The proposed rules do make consequential changes to the ESG 2 rulebook containing the TCFD reporting requirement, to benefit those firms who are within the scope of more than one sustainability reporting rule. The FCA estimates that 20-25% of listed entities covered by the new SRS reporting rules are also caught by either (or both) TCFD reporting or reporting under the Sustainability Disclosure Requirements ("SDR") and investment labels regime.

Where listed entities are producing S2 climate disclosures, they may refer to these disclosures in their TCFD entity report rather than producing a duplicate report. Firms producing a sustainability entity report under the SDR are also reminded that they can cross-refer to the SRS report. In the latter case, firms need to be disclosing in line with S1, rather than just S2, in order to meet the SDR requirements which relate to sustainability matters beyond climate. As noted above, producing a sustainability report of any nature is likely to limit the availability of the "comply or explain" options, given that by definition the firm will have to consider its SRRO in order to comply with the SDR requirements.

Next steps

The FCA's consultation is open until 20 March 2026. Finalised rules can be expected to follow shortly after that date, in order to give businesses certainty ahead of the proposed 1 January 2027 date for mandatory application.
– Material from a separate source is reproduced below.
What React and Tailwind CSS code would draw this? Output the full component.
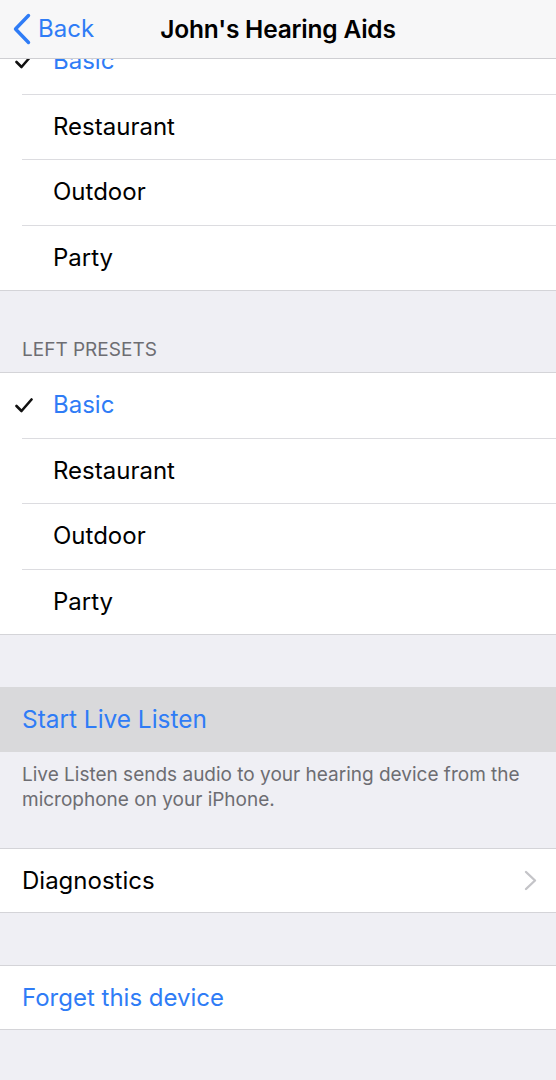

As they approach the 2026 reporting season, UK listed companies should be thinking about what additional disclosures may be required next year and what extra data may need to be collected. They should aim to put in place governance to ensure that data collection happens in a timely and robust fashion (bearing in mind that 2027 disclosures reflect 2026 data). Although the general sustainability disclosures will not apply for a further two years, businesses should keep them in mind in the drafting of other non-financial reports, whether on a voluntary or mandatory basis. Transparency and consistency are key levers for managing risks naturally arising from disclosing sustainability information to the market.